The circuit has been simplified as shown in the picture. Signal source is connected with an analog amplifier, which amplifies the ac signal and also raise it by 1.5V to match with the range of the 0-3V ADC. Some characteristics of the circuit:

• Signal of interest: 10kHz sine wave with maximum amplitude 8mV
• Signal noise density: $5 \times 10^{-4} V/ \sqrt{Hz}$
• Signal bandwidth: center at 10kHz, width of 200Hz
• ADC effective resolution: 9 bit
• ADC sampling rate: 96kHz
• Calculated ADC quantization noise: $6.8 \times 10^{-6} V/\sqrt{Hz}$

I want to measure the amplitude of the signal. The ADC cannot be changed. My question is, how to determine the gain of the amplifier? Under above conditions, the low-resolution of the ADC does not seem to be a problem any more, since it operates at a high frequency. And the analog noises dominate the ADC quantization noise.

The ADC quantization noises will not worsen the SNR, since the analog noises dominate. And the amplifier will not improve SNR either.
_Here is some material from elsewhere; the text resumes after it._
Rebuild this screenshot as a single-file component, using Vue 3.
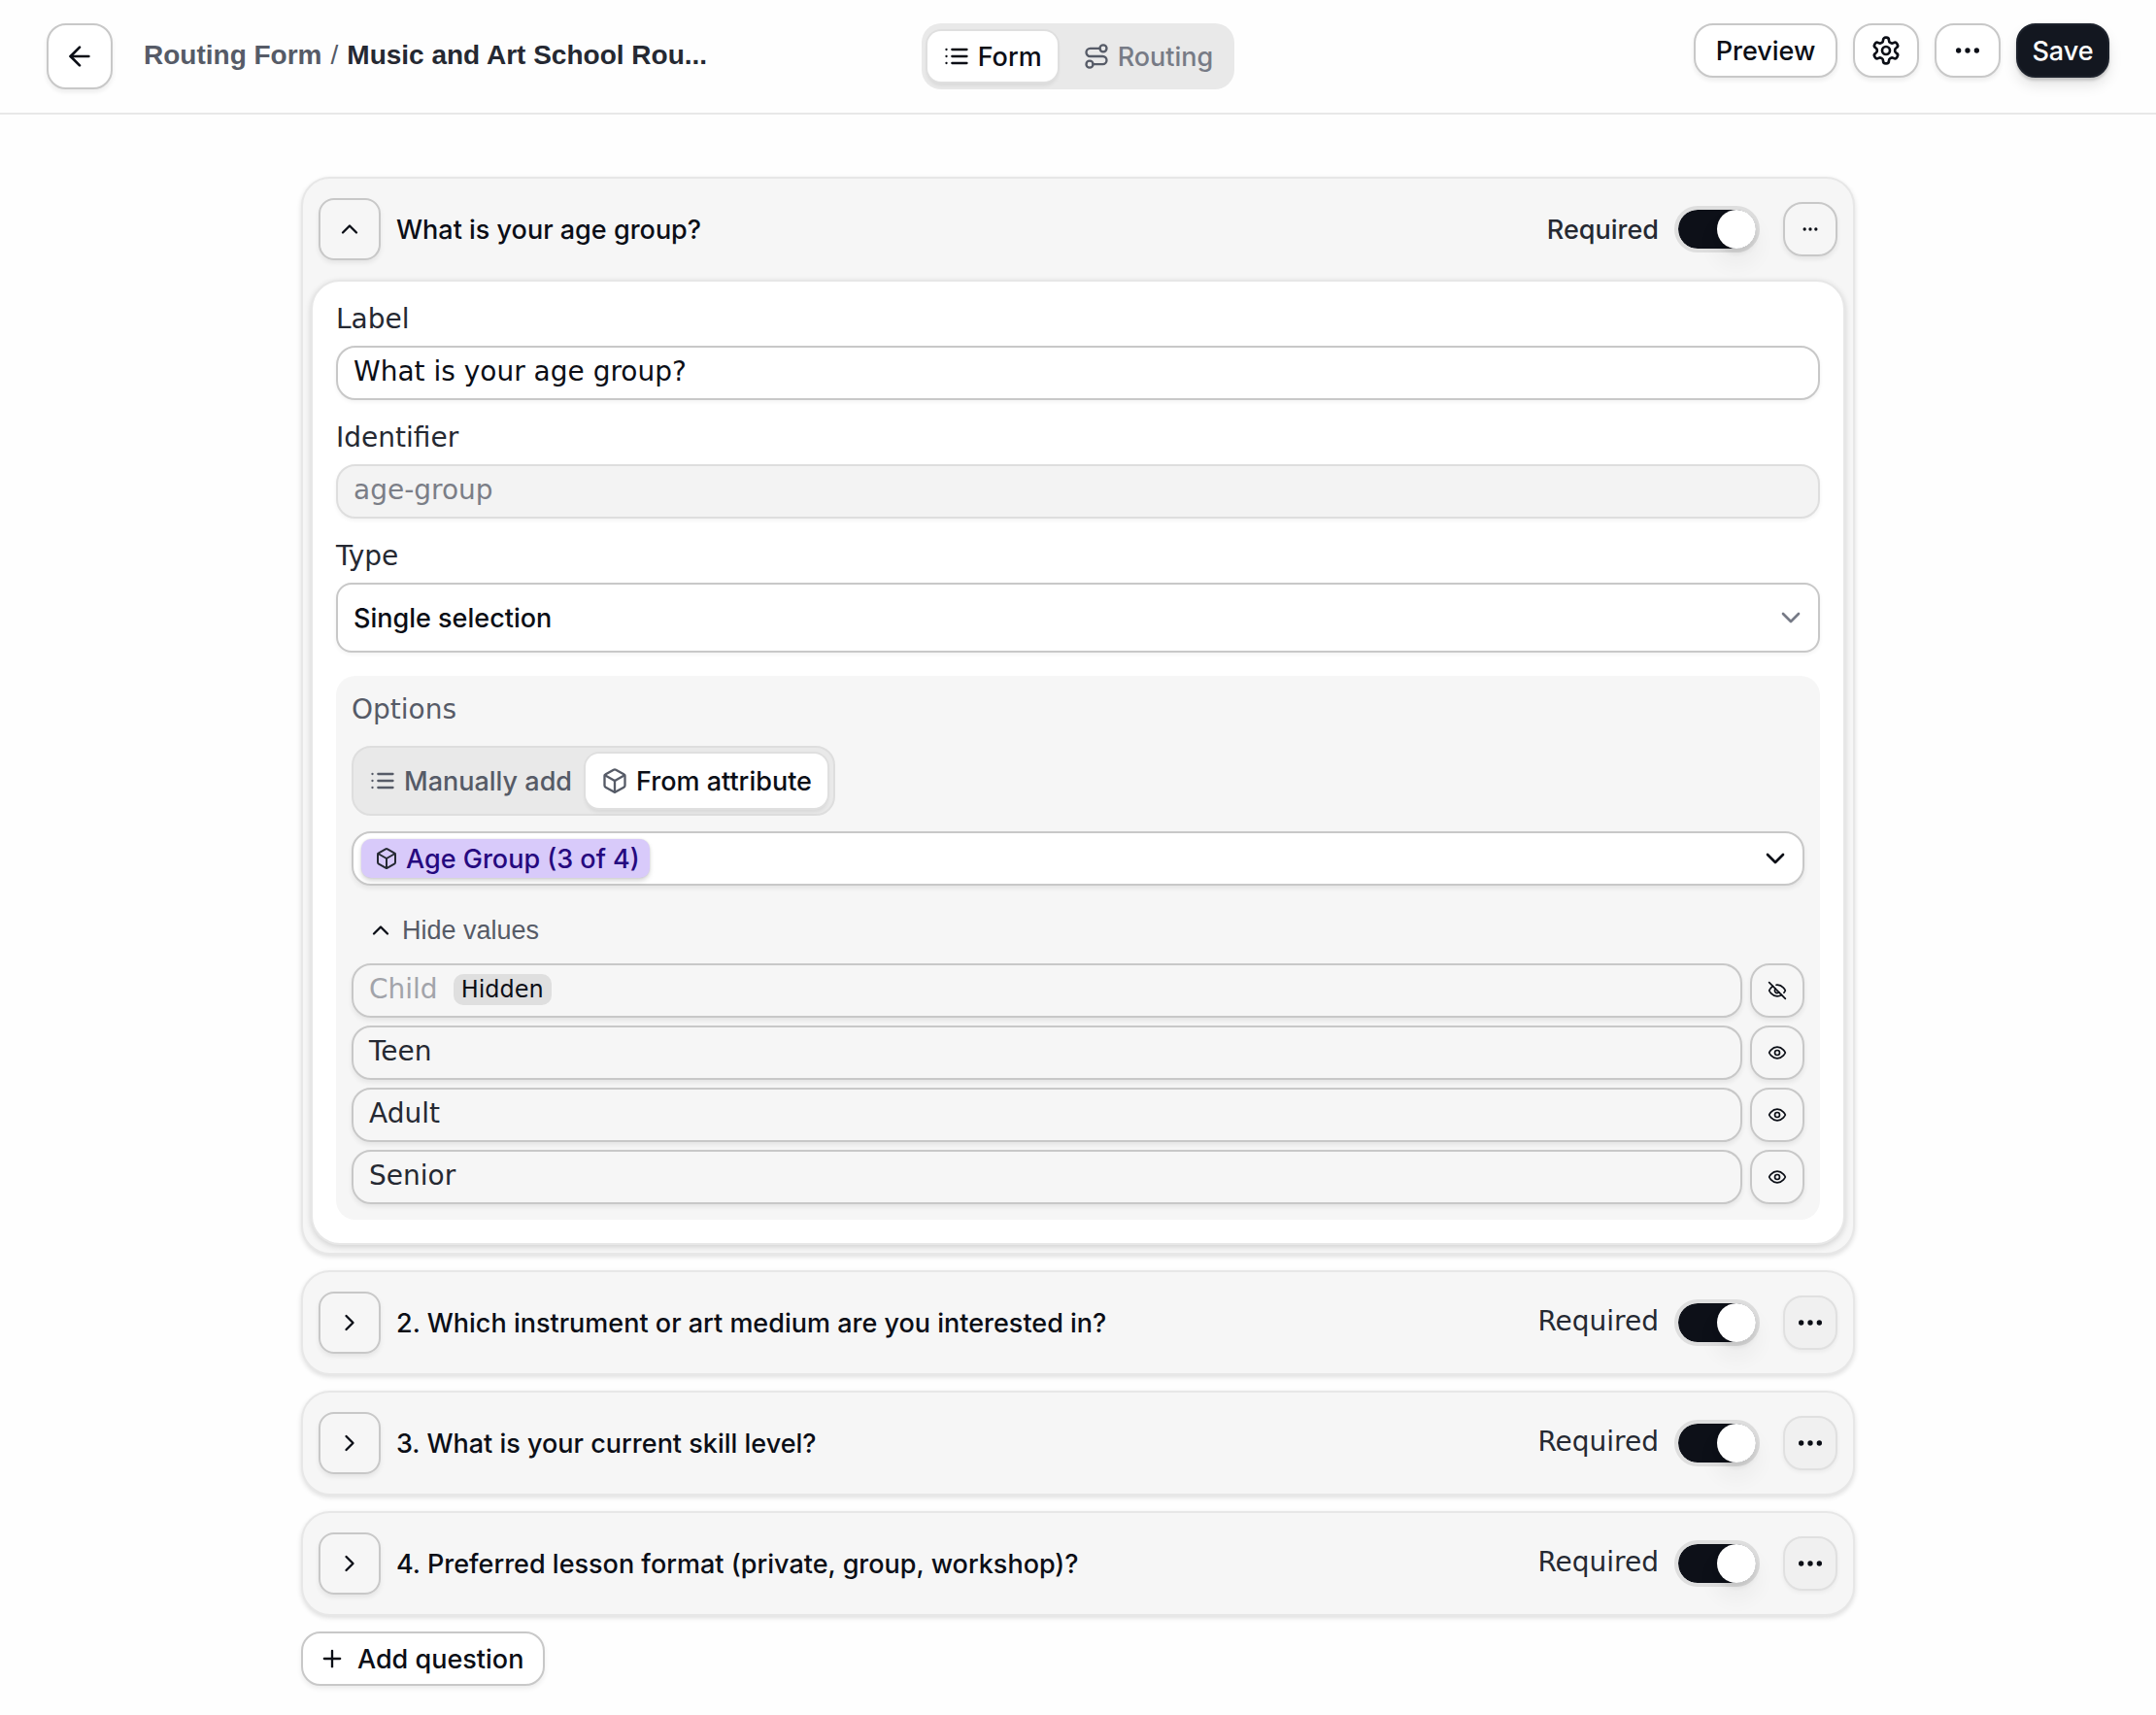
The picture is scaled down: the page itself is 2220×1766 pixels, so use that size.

Could I make the amplifier gain =1, assuming the noises added by the amplifier is negligible?

However, since the signals are very small, I am not sure if the voltages can be detected by the ADC actually. Under this case, how should the gain of the amplifier be designed? Are there any theories behind this? I dont want to amplify the voltage to the full range, since that will lead to addition of several OpAmps and it does not improve SNR at all.

Thank you very much!

• Some ADCs have built-in amps that might help you. Also, don't forget to put a well-designed RC filter between the amp and ADC to prevent kick-back noise and limit the noise generated by the amplifier. – Damien Mar 22 '15 at 0:27

Your signal is buried in the noise. Assume you band limit your input in a 200Hz bandwidth.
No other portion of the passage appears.